Review the material and extract every line in which the word "index" occurs.
BEGIN Dataset extract
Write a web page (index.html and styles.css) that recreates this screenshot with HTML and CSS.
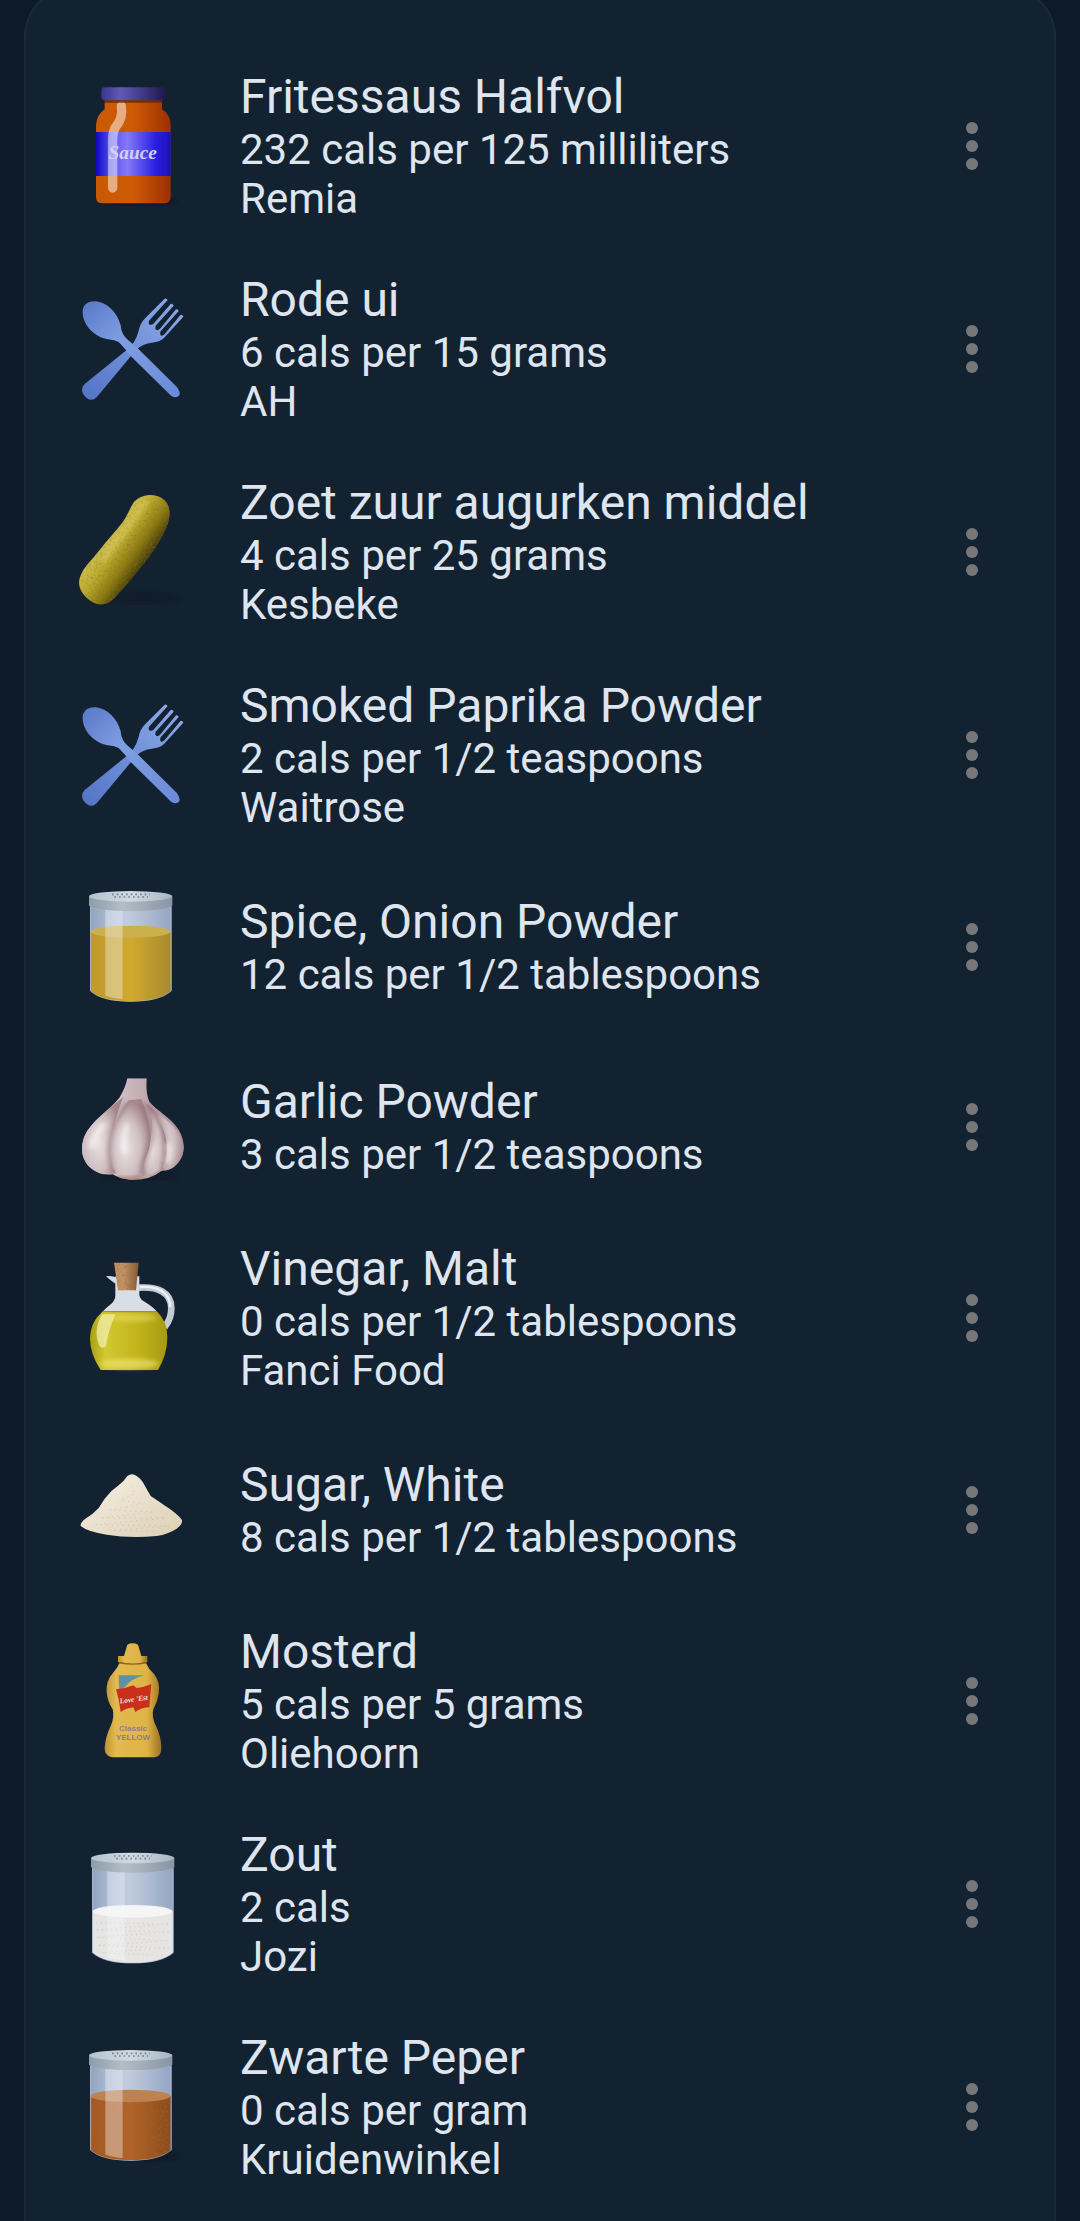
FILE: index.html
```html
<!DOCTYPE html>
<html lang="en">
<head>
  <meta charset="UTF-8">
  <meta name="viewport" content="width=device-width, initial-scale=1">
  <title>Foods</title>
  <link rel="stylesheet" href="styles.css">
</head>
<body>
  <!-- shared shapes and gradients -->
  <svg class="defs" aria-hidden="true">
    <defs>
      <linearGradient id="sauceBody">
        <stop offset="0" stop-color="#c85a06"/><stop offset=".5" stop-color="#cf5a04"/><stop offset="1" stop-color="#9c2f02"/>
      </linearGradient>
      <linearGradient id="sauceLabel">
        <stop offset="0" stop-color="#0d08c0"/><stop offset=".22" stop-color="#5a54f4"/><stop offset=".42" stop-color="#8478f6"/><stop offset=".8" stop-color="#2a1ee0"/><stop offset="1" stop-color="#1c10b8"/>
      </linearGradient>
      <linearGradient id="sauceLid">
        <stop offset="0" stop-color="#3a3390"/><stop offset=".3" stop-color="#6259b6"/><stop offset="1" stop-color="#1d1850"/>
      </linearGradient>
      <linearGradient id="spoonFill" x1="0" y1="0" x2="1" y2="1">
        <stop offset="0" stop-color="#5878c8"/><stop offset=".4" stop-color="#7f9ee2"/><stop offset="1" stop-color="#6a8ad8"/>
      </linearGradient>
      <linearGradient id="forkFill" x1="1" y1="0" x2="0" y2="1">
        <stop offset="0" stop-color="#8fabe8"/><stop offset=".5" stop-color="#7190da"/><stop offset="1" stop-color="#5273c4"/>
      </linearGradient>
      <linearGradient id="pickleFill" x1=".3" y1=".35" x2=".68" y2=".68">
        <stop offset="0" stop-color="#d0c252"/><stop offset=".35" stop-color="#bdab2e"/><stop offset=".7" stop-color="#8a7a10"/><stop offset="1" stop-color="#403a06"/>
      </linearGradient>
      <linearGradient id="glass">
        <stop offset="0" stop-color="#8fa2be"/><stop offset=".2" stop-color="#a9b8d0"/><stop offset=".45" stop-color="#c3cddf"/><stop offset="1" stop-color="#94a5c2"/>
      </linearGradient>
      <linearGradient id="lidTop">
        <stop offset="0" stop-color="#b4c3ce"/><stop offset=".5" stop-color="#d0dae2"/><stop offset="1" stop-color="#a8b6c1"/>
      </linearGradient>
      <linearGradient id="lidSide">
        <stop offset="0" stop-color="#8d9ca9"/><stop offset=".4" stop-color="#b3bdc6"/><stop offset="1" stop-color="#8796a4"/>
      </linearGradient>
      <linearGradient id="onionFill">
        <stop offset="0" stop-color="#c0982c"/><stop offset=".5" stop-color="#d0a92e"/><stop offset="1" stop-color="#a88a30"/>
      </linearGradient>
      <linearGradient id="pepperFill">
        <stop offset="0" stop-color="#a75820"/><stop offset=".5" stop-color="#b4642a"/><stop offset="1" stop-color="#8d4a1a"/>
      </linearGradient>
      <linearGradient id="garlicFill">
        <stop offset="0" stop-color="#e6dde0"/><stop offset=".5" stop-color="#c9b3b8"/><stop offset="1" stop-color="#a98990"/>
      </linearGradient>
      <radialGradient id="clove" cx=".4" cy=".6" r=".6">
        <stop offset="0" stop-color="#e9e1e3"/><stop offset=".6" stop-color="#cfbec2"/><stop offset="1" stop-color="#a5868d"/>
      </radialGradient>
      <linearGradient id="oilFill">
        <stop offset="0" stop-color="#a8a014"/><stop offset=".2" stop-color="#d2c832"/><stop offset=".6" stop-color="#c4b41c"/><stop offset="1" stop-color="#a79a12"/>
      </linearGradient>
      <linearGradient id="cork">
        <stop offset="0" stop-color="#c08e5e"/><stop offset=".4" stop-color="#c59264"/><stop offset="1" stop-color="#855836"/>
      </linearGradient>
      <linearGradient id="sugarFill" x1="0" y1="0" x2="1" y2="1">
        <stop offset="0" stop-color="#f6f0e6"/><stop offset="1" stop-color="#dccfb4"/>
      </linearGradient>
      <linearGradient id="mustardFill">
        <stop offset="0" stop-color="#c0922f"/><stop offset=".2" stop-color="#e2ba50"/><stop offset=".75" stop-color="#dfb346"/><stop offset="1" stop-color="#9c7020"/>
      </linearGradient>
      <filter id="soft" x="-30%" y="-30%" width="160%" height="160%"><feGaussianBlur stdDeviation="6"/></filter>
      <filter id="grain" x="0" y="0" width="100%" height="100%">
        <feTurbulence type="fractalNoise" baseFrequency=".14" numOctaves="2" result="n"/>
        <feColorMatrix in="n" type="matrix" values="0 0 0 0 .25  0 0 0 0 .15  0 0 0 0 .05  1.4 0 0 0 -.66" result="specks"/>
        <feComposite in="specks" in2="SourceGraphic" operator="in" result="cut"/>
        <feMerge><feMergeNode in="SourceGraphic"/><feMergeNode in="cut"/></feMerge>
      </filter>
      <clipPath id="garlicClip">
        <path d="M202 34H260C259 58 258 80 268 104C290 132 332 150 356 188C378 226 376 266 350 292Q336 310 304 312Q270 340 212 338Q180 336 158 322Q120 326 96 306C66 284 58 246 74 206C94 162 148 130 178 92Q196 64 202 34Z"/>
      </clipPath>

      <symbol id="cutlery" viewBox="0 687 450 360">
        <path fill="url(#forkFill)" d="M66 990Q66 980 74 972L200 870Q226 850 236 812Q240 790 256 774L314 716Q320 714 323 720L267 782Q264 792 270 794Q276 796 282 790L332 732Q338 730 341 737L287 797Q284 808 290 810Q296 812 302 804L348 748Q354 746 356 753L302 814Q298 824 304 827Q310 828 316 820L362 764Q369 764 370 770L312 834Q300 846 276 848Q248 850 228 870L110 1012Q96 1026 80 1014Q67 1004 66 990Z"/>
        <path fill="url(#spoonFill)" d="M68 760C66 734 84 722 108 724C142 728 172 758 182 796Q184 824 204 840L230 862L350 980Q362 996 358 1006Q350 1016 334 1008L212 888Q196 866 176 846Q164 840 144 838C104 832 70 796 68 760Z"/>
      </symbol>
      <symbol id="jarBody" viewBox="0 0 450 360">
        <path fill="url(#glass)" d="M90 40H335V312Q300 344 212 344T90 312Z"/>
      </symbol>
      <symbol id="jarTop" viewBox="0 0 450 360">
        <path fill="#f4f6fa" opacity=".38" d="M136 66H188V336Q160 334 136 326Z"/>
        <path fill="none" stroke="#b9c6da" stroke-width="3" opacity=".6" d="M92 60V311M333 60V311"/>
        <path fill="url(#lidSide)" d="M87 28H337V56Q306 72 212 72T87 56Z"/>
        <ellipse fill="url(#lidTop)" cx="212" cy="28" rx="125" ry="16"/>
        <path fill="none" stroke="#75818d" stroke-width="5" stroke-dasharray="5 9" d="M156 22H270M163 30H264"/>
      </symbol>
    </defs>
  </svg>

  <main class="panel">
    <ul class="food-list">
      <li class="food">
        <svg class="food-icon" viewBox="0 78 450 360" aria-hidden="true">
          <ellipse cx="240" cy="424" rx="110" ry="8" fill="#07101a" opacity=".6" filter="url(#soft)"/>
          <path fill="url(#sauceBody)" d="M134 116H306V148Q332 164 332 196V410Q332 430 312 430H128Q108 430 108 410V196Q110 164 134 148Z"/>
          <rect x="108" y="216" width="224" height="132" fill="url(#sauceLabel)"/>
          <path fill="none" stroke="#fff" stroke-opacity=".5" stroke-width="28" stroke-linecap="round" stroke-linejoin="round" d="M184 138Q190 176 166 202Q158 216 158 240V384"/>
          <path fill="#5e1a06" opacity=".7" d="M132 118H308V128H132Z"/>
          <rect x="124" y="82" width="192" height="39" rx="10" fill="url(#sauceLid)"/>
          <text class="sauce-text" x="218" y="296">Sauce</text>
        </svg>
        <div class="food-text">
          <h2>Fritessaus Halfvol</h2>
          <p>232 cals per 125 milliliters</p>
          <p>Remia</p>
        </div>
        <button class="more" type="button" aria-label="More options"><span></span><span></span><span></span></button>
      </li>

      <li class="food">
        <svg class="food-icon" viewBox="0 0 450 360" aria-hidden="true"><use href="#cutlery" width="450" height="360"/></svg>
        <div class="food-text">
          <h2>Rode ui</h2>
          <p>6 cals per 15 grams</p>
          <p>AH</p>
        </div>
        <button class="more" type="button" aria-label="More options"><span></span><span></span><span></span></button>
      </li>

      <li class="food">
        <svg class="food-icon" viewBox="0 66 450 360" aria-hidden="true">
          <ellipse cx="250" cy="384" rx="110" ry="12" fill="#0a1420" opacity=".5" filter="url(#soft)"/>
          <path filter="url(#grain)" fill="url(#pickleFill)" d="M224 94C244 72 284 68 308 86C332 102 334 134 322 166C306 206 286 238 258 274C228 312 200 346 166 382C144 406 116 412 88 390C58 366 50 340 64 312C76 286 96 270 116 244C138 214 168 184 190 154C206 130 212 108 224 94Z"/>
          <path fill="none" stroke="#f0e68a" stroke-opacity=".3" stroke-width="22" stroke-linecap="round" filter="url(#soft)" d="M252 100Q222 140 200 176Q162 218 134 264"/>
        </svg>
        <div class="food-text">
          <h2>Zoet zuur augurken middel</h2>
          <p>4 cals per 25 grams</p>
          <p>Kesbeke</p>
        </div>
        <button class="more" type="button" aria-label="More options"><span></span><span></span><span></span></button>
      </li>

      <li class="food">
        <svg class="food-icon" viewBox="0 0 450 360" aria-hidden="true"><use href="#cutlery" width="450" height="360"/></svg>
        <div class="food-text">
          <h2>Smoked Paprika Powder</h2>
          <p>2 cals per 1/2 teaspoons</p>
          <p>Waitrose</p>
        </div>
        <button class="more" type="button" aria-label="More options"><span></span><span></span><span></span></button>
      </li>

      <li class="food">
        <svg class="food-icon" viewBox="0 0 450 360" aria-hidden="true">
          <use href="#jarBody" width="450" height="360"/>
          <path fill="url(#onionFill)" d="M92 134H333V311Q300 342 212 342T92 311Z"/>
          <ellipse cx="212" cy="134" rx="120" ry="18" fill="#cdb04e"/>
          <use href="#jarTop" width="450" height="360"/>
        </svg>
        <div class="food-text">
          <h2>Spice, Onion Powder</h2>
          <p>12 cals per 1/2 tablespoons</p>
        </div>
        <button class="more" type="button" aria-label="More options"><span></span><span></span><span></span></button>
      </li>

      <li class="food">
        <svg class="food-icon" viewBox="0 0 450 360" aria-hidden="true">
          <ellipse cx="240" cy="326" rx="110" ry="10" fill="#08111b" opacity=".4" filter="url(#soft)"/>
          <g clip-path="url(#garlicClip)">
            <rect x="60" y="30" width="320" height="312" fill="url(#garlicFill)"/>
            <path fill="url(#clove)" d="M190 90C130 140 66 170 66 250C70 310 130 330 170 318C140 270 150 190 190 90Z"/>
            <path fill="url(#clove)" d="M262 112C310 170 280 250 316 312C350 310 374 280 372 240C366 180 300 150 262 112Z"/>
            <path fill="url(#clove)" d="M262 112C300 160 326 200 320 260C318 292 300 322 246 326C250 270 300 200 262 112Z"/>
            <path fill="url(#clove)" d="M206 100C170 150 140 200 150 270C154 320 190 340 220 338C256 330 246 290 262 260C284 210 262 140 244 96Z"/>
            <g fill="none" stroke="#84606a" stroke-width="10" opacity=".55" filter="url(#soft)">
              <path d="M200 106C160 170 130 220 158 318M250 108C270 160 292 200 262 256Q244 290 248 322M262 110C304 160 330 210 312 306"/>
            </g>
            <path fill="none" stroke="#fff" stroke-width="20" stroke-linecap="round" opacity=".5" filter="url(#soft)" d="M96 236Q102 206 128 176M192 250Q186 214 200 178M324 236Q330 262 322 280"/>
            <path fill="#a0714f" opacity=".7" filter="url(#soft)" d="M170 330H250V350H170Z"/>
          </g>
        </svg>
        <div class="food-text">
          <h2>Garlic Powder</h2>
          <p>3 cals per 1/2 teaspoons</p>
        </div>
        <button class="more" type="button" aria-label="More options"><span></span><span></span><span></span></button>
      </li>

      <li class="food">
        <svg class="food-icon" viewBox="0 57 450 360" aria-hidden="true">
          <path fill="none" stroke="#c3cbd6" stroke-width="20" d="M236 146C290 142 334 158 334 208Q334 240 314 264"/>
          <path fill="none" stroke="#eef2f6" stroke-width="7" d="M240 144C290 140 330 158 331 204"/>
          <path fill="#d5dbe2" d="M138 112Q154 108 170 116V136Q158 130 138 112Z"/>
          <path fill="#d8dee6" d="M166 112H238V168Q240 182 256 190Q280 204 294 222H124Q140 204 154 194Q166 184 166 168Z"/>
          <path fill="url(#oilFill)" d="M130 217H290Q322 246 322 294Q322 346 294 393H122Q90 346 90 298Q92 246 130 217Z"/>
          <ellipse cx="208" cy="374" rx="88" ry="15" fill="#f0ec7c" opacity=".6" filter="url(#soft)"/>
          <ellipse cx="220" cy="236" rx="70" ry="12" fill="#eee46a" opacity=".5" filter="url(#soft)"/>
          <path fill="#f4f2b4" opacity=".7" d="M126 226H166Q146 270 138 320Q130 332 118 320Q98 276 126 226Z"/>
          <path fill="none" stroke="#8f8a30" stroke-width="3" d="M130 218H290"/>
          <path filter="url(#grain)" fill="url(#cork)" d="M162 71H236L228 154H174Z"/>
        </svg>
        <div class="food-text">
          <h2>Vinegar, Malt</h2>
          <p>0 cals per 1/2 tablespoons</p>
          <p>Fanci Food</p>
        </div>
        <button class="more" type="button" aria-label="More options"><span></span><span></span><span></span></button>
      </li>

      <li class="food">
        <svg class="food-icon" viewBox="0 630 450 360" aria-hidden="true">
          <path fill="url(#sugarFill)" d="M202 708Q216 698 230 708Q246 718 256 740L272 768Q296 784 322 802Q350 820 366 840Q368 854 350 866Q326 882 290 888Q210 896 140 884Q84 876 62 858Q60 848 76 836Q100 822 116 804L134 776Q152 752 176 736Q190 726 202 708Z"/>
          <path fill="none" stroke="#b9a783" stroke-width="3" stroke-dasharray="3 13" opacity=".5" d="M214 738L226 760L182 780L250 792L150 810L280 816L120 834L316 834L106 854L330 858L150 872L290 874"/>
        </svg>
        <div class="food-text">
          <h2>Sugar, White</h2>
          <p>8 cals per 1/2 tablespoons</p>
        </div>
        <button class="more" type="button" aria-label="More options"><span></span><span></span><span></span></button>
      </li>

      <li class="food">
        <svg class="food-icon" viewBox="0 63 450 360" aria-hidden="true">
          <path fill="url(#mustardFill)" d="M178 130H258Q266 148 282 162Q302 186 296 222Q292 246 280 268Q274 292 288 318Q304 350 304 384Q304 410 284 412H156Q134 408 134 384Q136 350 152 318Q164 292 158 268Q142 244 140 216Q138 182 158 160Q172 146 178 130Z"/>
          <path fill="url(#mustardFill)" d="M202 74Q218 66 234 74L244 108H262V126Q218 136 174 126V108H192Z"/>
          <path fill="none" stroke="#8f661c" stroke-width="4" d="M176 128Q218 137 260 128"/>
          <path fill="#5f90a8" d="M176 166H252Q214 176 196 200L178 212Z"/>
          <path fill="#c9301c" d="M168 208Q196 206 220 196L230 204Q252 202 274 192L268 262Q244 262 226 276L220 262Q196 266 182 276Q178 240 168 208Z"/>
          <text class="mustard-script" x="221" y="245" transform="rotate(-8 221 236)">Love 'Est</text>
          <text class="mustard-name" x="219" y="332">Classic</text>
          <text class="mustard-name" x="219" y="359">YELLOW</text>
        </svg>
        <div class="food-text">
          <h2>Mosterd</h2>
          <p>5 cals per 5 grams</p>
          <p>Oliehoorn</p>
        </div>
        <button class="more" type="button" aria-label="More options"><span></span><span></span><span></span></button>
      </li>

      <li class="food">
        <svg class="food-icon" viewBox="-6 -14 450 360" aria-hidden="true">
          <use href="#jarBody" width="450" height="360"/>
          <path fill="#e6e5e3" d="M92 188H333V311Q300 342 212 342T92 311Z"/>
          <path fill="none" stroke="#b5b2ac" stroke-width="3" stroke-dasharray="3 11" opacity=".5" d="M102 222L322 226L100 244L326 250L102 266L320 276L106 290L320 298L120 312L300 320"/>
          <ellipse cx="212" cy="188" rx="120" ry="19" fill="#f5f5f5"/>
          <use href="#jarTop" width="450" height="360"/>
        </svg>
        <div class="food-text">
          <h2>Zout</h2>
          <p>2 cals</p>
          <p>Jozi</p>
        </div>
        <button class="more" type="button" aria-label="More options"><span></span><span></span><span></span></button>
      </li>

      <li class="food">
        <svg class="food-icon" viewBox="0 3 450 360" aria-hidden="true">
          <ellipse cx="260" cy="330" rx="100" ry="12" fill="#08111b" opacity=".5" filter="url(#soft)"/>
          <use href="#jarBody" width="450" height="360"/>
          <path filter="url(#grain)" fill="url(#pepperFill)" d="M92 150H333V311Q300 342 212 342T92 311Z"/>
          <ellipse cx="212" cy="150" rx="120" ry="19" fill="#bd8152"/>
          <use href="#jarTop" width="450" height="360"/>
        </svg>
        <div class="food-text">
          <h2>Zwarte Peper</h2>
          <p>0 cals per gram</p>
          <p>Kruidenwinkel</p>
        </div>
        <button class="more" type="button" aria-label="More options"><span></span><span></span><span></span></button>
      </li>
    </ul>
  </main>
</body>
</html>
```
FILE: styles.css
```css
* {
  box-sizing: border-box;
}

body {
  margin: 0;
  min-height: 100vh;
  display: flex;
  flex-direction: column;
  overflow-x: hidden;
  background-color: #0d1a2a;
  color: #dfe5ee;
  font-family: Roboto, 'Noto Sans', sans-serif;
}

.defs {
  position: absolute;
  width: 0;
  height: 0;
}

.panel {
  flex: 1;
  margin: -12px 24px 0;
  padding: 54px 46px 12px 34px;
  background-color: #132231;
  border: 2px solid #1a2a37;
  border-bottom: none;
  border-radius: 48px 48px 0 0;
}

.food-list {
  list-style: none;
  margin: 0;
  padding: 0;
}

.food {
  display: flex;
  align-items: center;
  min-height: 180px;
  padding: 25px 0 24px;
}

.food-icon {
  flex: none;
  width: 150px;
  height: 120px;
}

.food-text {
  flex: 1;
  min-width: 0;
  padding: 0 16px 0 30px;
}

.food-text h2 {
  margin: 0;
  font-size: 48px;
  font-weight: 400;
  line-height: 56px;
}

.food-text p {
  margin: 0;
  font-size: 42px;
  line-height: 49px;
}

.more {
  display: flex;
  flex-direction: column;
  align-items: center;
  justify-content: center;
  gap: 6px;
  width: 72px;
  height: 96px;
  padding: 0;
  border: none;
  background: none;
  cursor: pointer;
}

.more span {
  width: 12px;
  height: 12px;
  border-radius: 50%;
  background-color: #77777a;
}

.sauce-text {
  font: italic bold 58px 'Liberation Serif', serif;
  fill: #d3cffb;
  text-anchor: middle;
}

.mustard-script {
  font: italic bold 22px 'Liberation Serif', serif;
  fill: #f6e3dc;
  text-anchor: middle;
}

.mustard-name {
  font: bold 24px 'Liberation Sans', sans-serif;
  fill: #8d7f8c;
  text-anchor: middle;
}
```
END Dataset extract
Response to the exercise:
Write a web page (index.html and styles.css) that recreates this screenshot with HTML and CSS.
FILE: index.html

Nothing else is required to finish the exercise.